My husband and I stood close to the stage. Mercy described Asis as the “pillar of his family.” My husband’s eyes welled as he watched this ceremony from the lens of a father. His heart cringed at the thought of not being there to see any of our sons’ important milestones.

Mercy hugged her son and then allowed him to take the spotlight. Javi gripped the edges of the lectern and addressed the crowd:

“Life is about los momenticos (the little moments),’ my father used to say.” Javi spoke about this momentico and what it represented in his life. I smiled as his words brought that profound saying back to me.

I, personally, did not know Asis well. In fact, I only spent some time with him during one weekend in which his family invited ours to stay in their house in the Florida Keys. Our cousin and Javi had begun dating seriously and the invitation was a kind gesture to unite the families.  Asis was the kind of person that made you feel like you were family, even if you barely knew him. He had a warm spirit and contagious energy. Asis left a lasting impression on all of us.

On the chalkboard I keep in my kitchen to teach vocabulary and concepts to my children, I remembered scrawling Asis’ wisdom to inspire my children to appreciate the beautiful moments life has to offer.

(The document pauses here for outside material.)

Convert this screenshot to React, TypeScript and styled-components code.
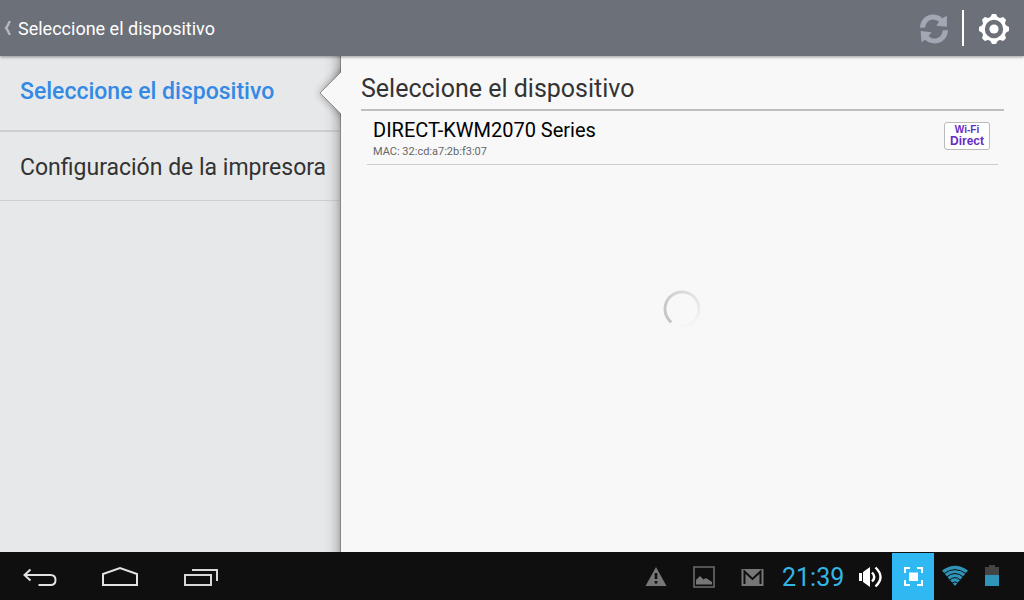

My focus shifted back to Javi as I heard him repeat another nugget of wisdom his father imparted on him

“You will do well, if you do good.”

Javi honored his father’s values and implored his colleagues to use their prestigious professions to do good—to help those in need. As Javi’s words brought his father to life, I thought to myself, Asis has left a legacy.

Asis did not live a long life. He died at 56. But while he was on this Earth, he savored the momenticos and he did good. He was a good husband, father, friend, and businessman. True to his words, Asis also did well. His four children are doing the same. The seeds Asis planted blossomed into men and women who do good and value the special moments in life. These values will trickle down to Asis’ grandchildren, born and unborn.

While it was sad that Javi’s father was not there to physically swear his son into presidency, it was moving to see how much Javi made his dad a part of the ceremony. Asis filled the room with his presence.

My husband took a deep breath and held my hand. “I can only hope that our sons will remember me the way Javi remembers his father,” he whispered. The indelible mark you leave on your children will journey on even after you’ve shuffled off your mortal coil. What a privilege and a responsibility that is for all of us.

As for Asis, he will always be there, even though he’s not, reminding us to relish in life’s momenticos.